Exercise instructions:
Gather all lines in the data that hold the string "size".

++++++++

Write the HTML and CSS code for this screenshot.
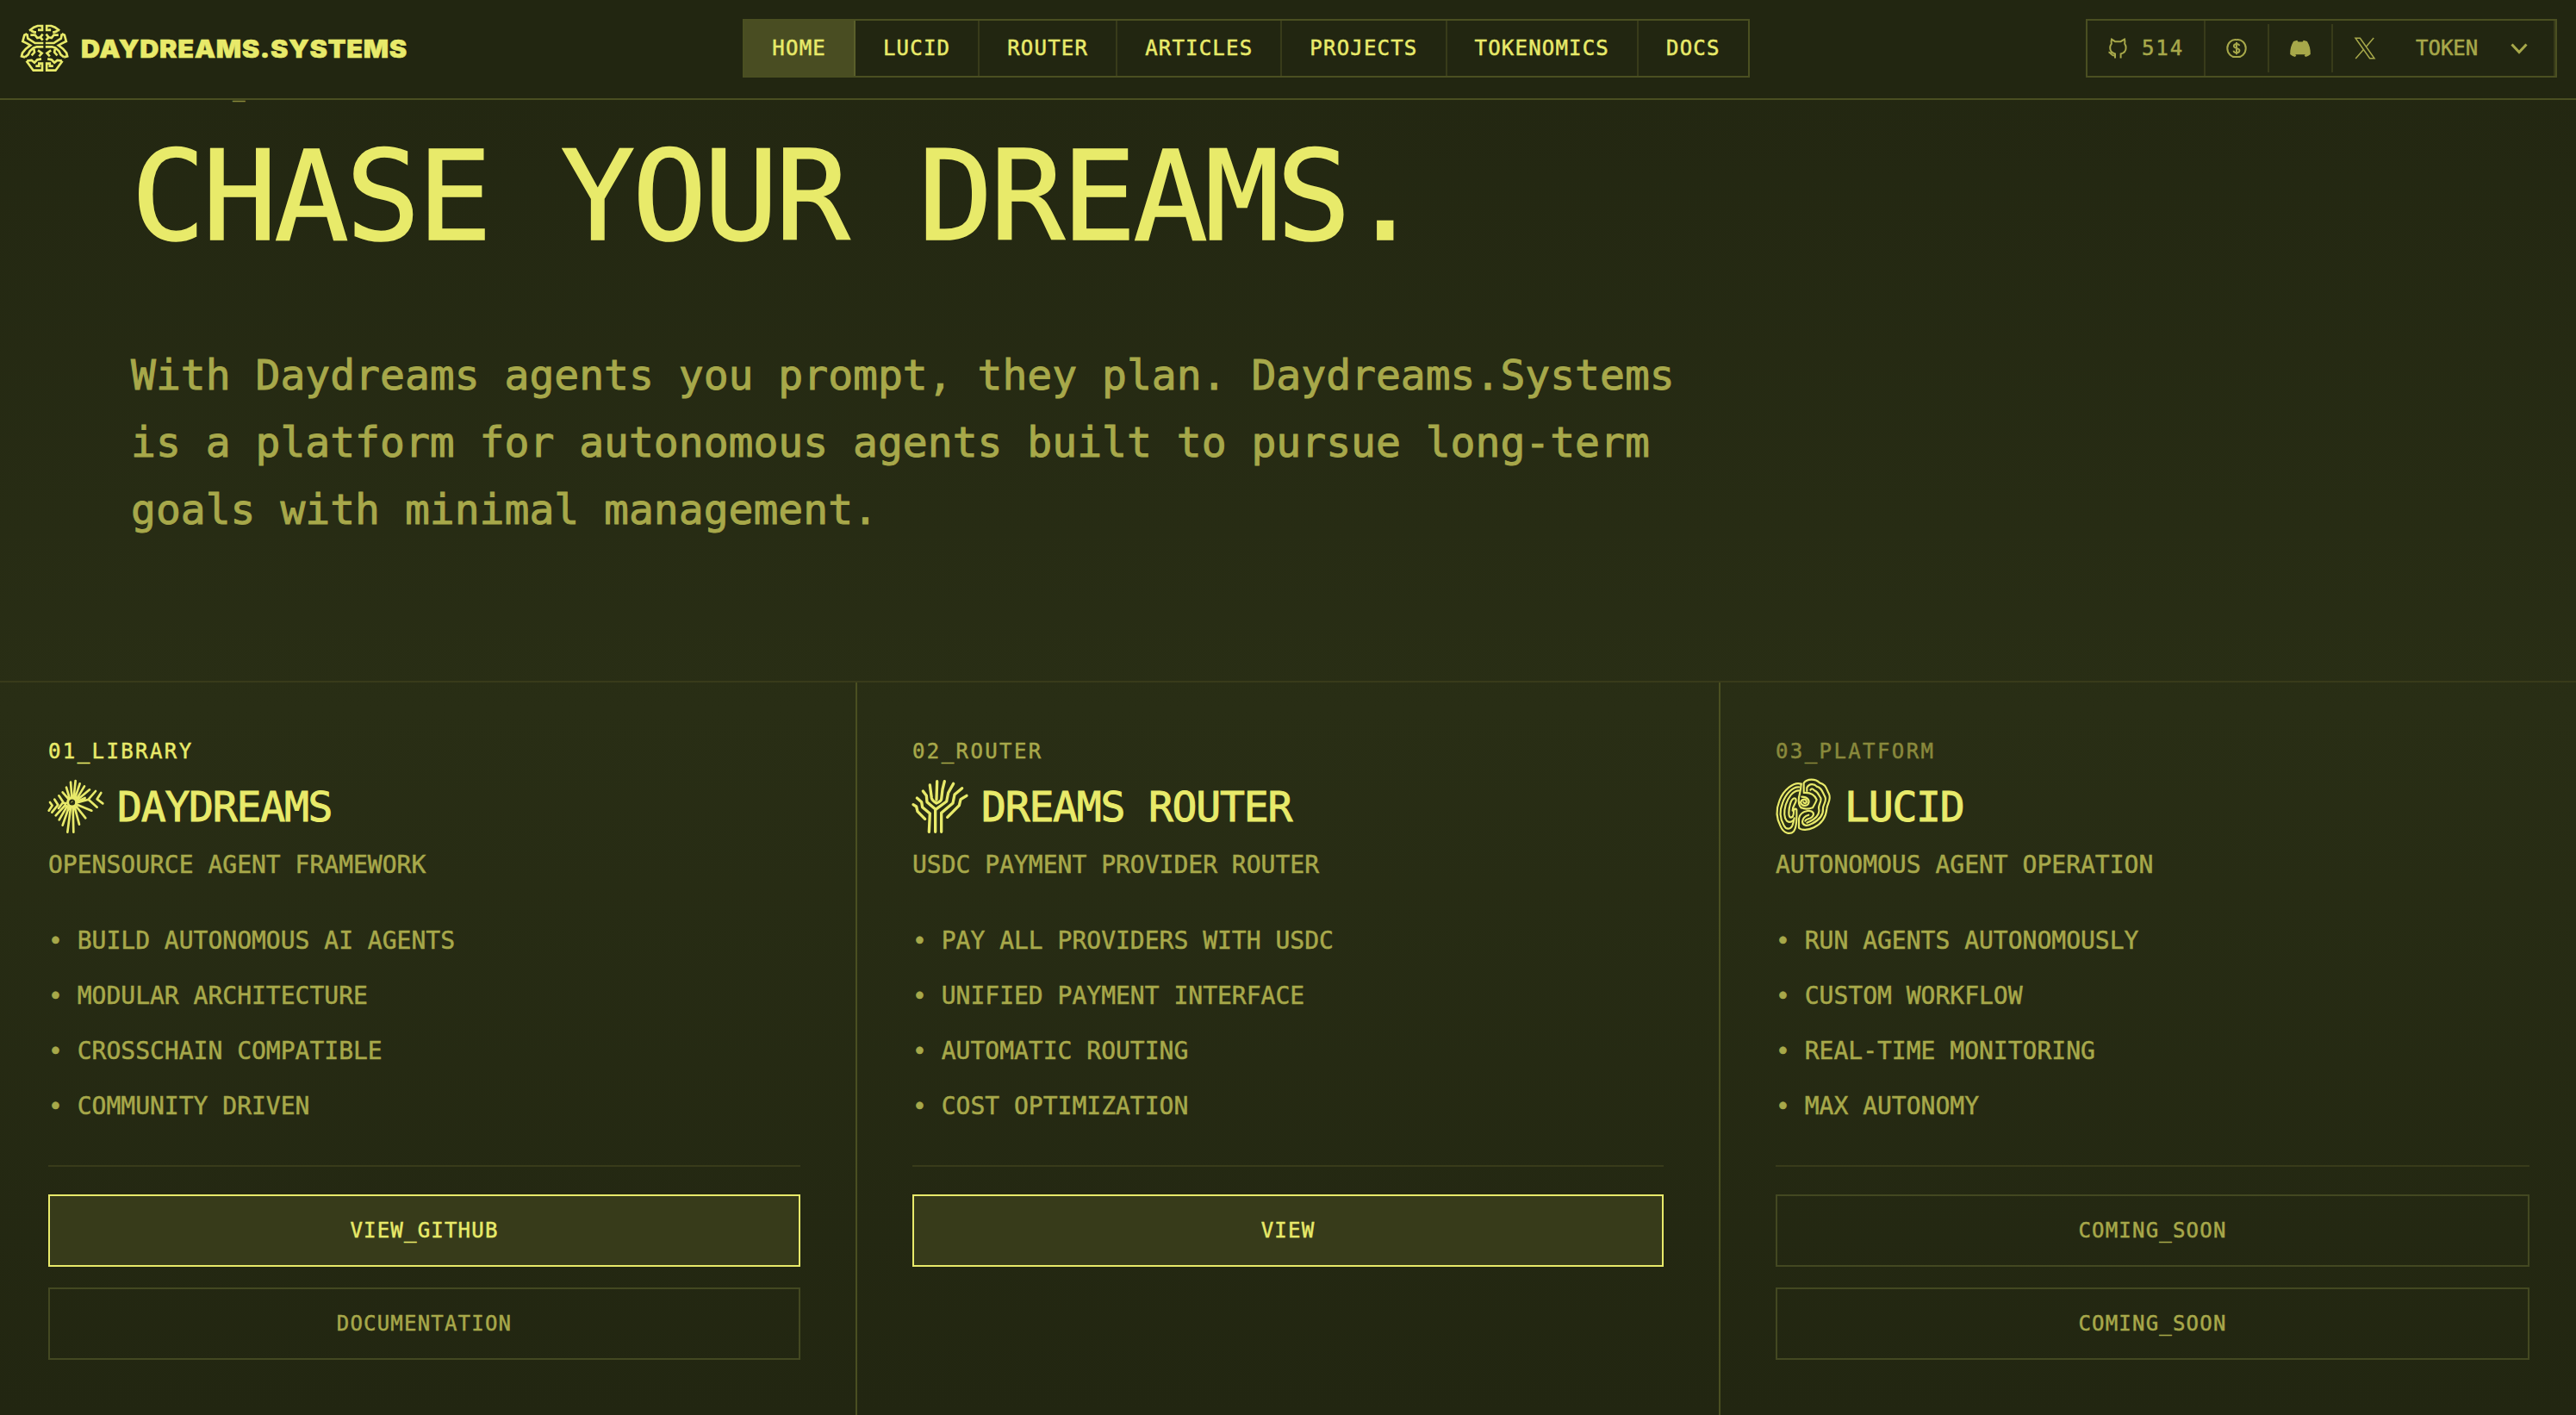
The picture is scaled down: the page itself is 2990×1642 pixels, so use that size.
FILE: index.html
```html
<!DOCTYPE html>
<html lang="en">
<head>
<meta charset="utf-8">
<title>Daydreams.Systems</title>
<link rel="stylesheet" href="styles.css">
</head>
<body>
<header class="header">
  <a class="brand">
    <svg class="brand-icon" viewBox="12 12 168 168">
      <defs>
        <g id="lobe">
          <path d="M42 35L58 23L71 18H87V33H76V28"/>
          <path d="M48 35L60 40H66"/>
          <path d="M34 46L25 50L19 72L34 79L46 86L30 98L18 112L15 124L27 127"/>
          <path d="M34 46L37 62L50 70L62 78H91"/>
          <path d="M46 50H62L70 60L80 58L89 47M82 60L89 68"/>
          <path d="M91 91H68L56 95L44 106L38 118L27 127"/>
          <path d="M58 98L60 110L50 121M72 103L86 113L76 124"/>
          <path d="M32 140L56 173H87V149H76V158H64"/>
          <path d="M34 140L50 138L60 146L70 136L84 133"/>
        </g>
      </defs>
      <g class="ink">
        <use href="#lobe"/>
        <use href="#lobe" transform="translate(189.5 0) scale(-1 1)"/>
      </g>
    </svg>
    <span class="brand-name">DAYDREAMS.SYSTEMS</span>
  </a>
  <nav class="nav">
    <a class="nav-item active">HOME</a>
    <a class="nav-item">LUCID</a>
    <a class="nav-item">ROUTER</a>
    <a class="nav-item">ARTICLES</a>
    <a class="nav-item">PROJECTS</a>
    <a class="nav-item">TOKENOMICS</a>
    <a class="nav-item">DOCS</a>
  </nav>
  <div class="tools">
    <a class="tool stars">
      <svg class="tool-icon" viewBox="0 0 24 24"><path class="line" d="M9 23.5V18.5C5.5 17.5 3.2 15 3.2 11.5C3.2 9.5 3.8 8 4.8 6.8C4.3 5 4.4 3.4 5 1.6L9 4.2H15.5L20 1.6C20.5 3.4 20.6 5 20.2 6.8C21.2 8 21.6 9.5 21.6 11.5C21.6 15 19.5 17.5 15.6 18.5V23.5M9 20.5C5 21.5 4.5 17 1.5 16.6"/></svg>
      <span class="star-count">514</span>
    </a>
    <a class="tool small"><svg class="tool-icon" viewBox="0 0 24 24"><path class="line" d="M12 2.2A9.4 10 0 1 0 12 22A9.4 10 0 1 0 12 2.2M15.2 9.2C15 7.8 13.8 7 12 7C10 7 8.9 8.1 8.9 9.5C8.9 12.8 15.4 11.2 15.4 14.6C15.4 16.2 14 17.2 12 17.2C10 17.2 8.7 16.2 8.6 14.7M12 5V19.2"/></svg></a>
    <a class="tool small"><svg class="tool-icon" viewBox="0 0 24 24"><path class="solid" d="M8.3 2.7L9.5 4.6H14.6L15.8 2.7L19.9 4C22.5 8.2 24 12.8 23.8 19C22 20.6 20 21.6 18 22L16.6 20.1L18.3 19.2H5.8L7.4 20.1L6 22C4 21.6 2 20.6.2 19C0 12.8 1.500 8.200 4.100 4Z"/></svg></a>
    <a class="tool"><svg class="tool-icon" viewBox="0 0 24 24"><path class="line thin" d="M1 .2H6.400L23 23.800H17.600ZM22.200 0L13.200 10.400M10.400 13.600L1.200 24"/></svg></a>
    <a class="token">TOKEN<svg class="chevron" viewBox="0 0 24 24"><path d="M3.500 7.500L12 16.500L20.500 7.500"/></svg></a>
  </div>
</header>

<main>
  <section class="hero">
    <p class="eyebrow">PRODUCT_ECOSYSTEM</p>
    <h1 class="title">CHASE YOUR DREAMS.</h1>
    <p class="lead">With Daydreams agents you prompt, they plan. Daydreams.Systems is a platform for autonomous agents built to pursue long-term goals with minimal management.</p>
  </section>

  <section class="products">
    <article class="card">
      <p class="label bright">01_LIBRARY</p>
      <div class="heading">
        <svg class="mark" viewBox="48 192 192 192">
          <g class="rays">
            <path d="M126 203L130 254M143 198L137 254M158 208L142 256M174 217L148 260M192 229L150 264M111 221L122 258M98 238L117 260M85 250L100 272L84 294"/>
            <path d="M115 377L126 292M136 377L134 290M156 350L140 290M178 328L146 288M199 302L150 282M98 353L120 290M86 334L114 286M74 319L108 282M110 276L100 276"/>
            <path d="M213 234L188 263L218 290M232 240L218 262L238 277M150 274L186 264M70 263L82 282L61 308M54 273L62 284L50 302M150 270L176 258"/>
          </g>
          <circle class="iris" cx="131" cy="273" r="15"/>
          <path class="glint" d="M128 274L133 269"/>
        </svg>
        <h2 class="name">DAYDREAMS</h2>
      </div>
      <p class="subtitle">OPENSOURCE AGENT FRAMEWORK</p>
      <ul class="points">
        <li>• BUILD AUTONOMOUS AI AGENTS</li>
        <li>• MODULAR ARCHITECTURE</li>
        <li>• CROSSCHAIN COMPATIBLE</li>
        <li>• COMMUNITY DRIVEN</li>
      </ul>
      <div class="actions">
        <a class="button primary">VIEW_GITHUB</a>
        <a class="button">DOCUMENTATION</a>
      </div>
    </article>

    <article class="card">
      <p class="label">02_ROUTER</p>
      <div class="heading">
        <svg class="mark" viewBox="57 192 192 192">
          <g class="branches">
            <path d="M143 200L141 264M118 213L124 258Q126 268 141 276Q156 270 158 262L162 228L169 200"/>
            <path d="M94 234L106 250L108 272L138 298L176 270L182 240L200 208M137 376V300"/>
            <path d="M73 258L89 272L92 290L118 312L115 376M230 224L204 246L198 276L158 310V376"/>
            <path d="M60 281L71 288L75 305L101 331M246 250L225 263L220 284L179 325"/>
          </g>
        </svg>
        <h2 class="name">DREAMS ROUTER</h2>
      </div>
      <p class="subtitle">USDC PAYMENT PROVIDER ROUTER</p>
      <ul class="points">
        <li>• PAY ALL PROVIDERS WITH USDC</li>
        <li>• UNIFIED PAYMENT INTERFACE</li>
        <li>• AUTOMATIC ROUTING</li>
        <li>• COST OPTIMIZATION</li>
      </ul>
      <div class="actions">
        <a class="button primary">VIEW</a>
      </div>
    </article>

    <article class="card">
      <p class="label faint">03_PLATFORM</p>
      <div class="heading">
        <svg class="mark" viewBox="3 12 192 192">
          <g class="folds">
            <path d="M92 29C66 20 30 50 16 88C4 118 6 150 20 176C30 202 54 206 66 194C76 182 77 160 76 124C78 112 66 114 66 124C66 140 62 146 56 146C46 144 48 118 54 98C60 76 74 74 74 86C74 98 62 104 62 122"/>
            <path d="M84 40C62 38 36 66 27 96C16 122 18 150 32 174C40 190 56 188 62 172C66 160 66 156 68 148"/>
            <path d="M84 52C62 52 46 78 38 102C32 124 32 146 42 158C50 164 58 162 64 156"/>
            <path d="M92 29C91 50 87 62 84 76C82 90 84 104 92 112"/>
            <path d="M101 56V26C112 10 142 10 156 25C180 30 180 50 189 64C198 84 182 98 181 116C178 150 162 168 136 181C114 192 92 190 84 182V150C86 132 98 126 114 123C134 120 140 134 130 144C120 154 110 148 106 158"/>
            <path d="M112 54V42C120 26 138 28 146 38C164 42 166 58 174 72C184 86 168 100 168 114C170 140 152 156 130 167C112 178 96 174 96 160C98 144 108 140 118 137"/>
            <path d="M124 50C128 44 134 46 138 52C150 56 152 66 160 78C164 88 154 98 153 112C158 130 148 144 134 153C126 158 118 162 112 164"/>
            <path d="M101 60C124 58 138 66 146 84C142 96 136 104 132 112C120 116 106 118 92 112M100 92C104 100 112 96 110 88C106 80 92 82 90 94C94 106 108 108 116 100C124 86 114 74 94 74"/>
          </g>
        </svg>
        <h2 class="name">LUCID</h2>
      </div>
      <p class="subtitle">AUTONOMOUS AGENT OPERATION</p>
      <ul class="points">
        <li>• RUN AGENTS AUTONOMOUSLY</li>
        <li>• CUSTOM WORKFLOW</li>
        <li>• REAL-TIME MONITORING</li>
        <li>• MAX AUTONOMY</li>
      </ul>
      <div class="actions">
        <a class="button">COMING_SOON</a>
        <a class="button">COMING_SOON</a>
      </div>
    </article>
  </section>
</main>
</body>
</html>
```
FILE: styles.css
```css
:root {
  --bright: #e8ea6a;
  --dim: #a7a84a;
  --faint: #89893c;
  --edge: #4a4f21;
  --edge-soft: #383b1a;
  --bg: #222611;
}

* { box-sizing: border-box; margin: 0; padding: 0; }

body {
  height: 1642px;
  overflow: hidden;
  background: linear-gradient(#222611 0, #292e15 50%, #222611 100%);
  color: var(--dim);
  font-family: "DejaVu Sans Mono", Menlo, monospace;
  font-size: 24px;
  -webkit-text-stroke: 0.5px currentColor;
}

svg { display: block; overflow: visible; }
svg path, svg circle { fill: none; }

.header {
  position: relative;
  z-index: 1;
  display: flex;
  justify-content: space-between;
  align-items: flex-start;
  height: 116px;
  padding: 22px 22px 0 24px;
  background: var(--bg);
  border-bottom: 2px solid var(--edge);
}

.brand { display: flex; align-items: center; gap: 14px; width: 448px; height: 68px; color: var(--bright); }
.brand-icon { flex: none; width: 56px; height: 56px; }
.ink { stroke: var(--bright); stroke-width: 8; }
.brand-name {
  font-family: Inter, sans-serif;
  font-size: 28.5px;
  font-weight: 900;
  letter-spacing: 0.6px;
  white-space: nowrap;
  transform: scaleX(1.077);
  transform-origin: left;
}

.nav { display: flex; height: 68px; border: 2px solid var(--edge); color: var(--bright); }
.nav-item {
  display: flex;
  align-items: center;
  padding: 0 32px;
  letter-spacing: 0.05em;
  border-right: 2px solid var(--edge-soft);
}
.nav-item:last-child { border-right: 0; }
.nav-item.active { background: #494d22; border-color: #5a5f2a; }

.tools { display: flex; align-items: center; width: 547px; height: 68px; border: 2px solid var(--edge); }
.tool { display: flex; align-items: center; justify-content: center; width: 74px; height: 56px; }
.tool.small { border-right: 2px solid var(--edge-soft); }
.tool.stars { gap: 16px; width: 137px; height: 64px; border-right: 2px solid var(--edge-soft); }
.tool-icon { width: 24px; height: 24px; }
.line { stroke: var(--dim); stroke-width: 2; }
.line.thin { stroke-width: 1.5; }
.solid { fill: var(--dim) !important; }
.star-count { letter-spacing: 0.08em; }
.token { display: flex; flex: 1; align-items: center; justify-content: space-between; height: 64px; padding: 0 28px 0 22px; border-right: 2px solid var(--edge-soft); }
.chevron { width: 24px; height: 24px; }
.chevron path { stroke: var(--dim); stroke-width: 3; }

.hero { display: flow-root; height: 674px; padding: 0 152px; }
.eyebrow { height: 32px; margin: -28px 0 36px; line-height: 32px; letter-spacing: 0.1em; color: var(--faint); }
.title { color: var(--bright); font-size: 144px; font-weight: 400; line-height: 144px; letter-spacing: -0.025em; white-space: nowrap; -webkit-text-stroke-width: 1.5px; }
.lead { width: 1800px; margin-top: 96px; font-size: 48px; line-height: 78px; -webkit-text-stroke-width: 1px; }

.products { display: grid; grid-template-columns: 995px 1002px 1fr; height: 852px; border-top: 2px solid var(--edge-soft); }
.card { padding: 64px; border-right: 2px solid var(--edge); }
.card:first-child { padding-left: 56px; }
.card:last-child { padding-right: 54px; border-right: 0; }

.label { line-height: 32px; letter-spacing: 0.1em; }
.label.bright { color: var(--bright); }
.label.faint { color: var(--faint); }
.heading { display: flex; align-items: center; gap: 16px; margin-top: 16px; }
.mark { flex: none; width: 64px; height: 64px; }
.rays path, .branches path { stroke: var(--bright); stroke-width: 8; stroke-linecap: round; stroke-linejoin: round; }
.branches path { stroke-width: 10; }
.iris { stroke: var(--bright); stroke-width: 9; }
.mark .iris { fill: #292e15; }
.glint { stroke: var(--bright); stroke-width: 3; }
.folds path { stroke: var(--bright); stroke-width: 6.5; stroke-linecap: round; }
.name { color: var(--bright); font-size: 48px; font-weight: 400; line-height: 64px; letter-spacing: -0.025em; white-space: nowrap; -webkit-text-stroke-width: 1px; }
.subtitle { margin-top: 16px; font-size: 28px; line-height: 40px; }
.points { display: grid; gap: 24px; margin-top: 48px; list-style: none; font-size: 28px; line-height: 40px; }
.actions { display: grid; gap: 24px; margin-top: 48px; padding-top: 32px; border-top: 2px solid var(--edge-soft); }
.button { display: flex; align-items: center; justify-content: center; height: 84px; border: 2px solid #434821; letter-spacing: 0.05em; }
.button.primary { background: #373b1a; border-color: var(--bright); color: var(--bright); }
```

++++++++

Task solution:
The picture is scaled down: the page itself is 2990×1642 pixels, so use that size.
  font-size: 24px;
  font-size: 28.5px;
.title { color: var(--bright); font-size: 144px; font-weight: 400; line-height: 144px; letter-spacing: -0.025em; white-space: nowrap; -webkit-text-stroke-width: 1.5px; }
.lead { width: 1800px; margin-top: 96px; font-size: 48px; line-height: 78px; -webkit-text-stroke-width: 1px; }
.name { color: var(--bright); font-size: 48px; font-weight: 400; line-height: 64px; letter-spacing: -0.025em; white-space: nowrap; -webkit-text-stroke-width: 1px; }
.subtitle { margin-top: 16px; font-size: 28px; line-height: 40px; }
.points { display: grid; gap: 24px; margin-top: 48px; list-style: none; font-size: 28px; line-height: 40px; }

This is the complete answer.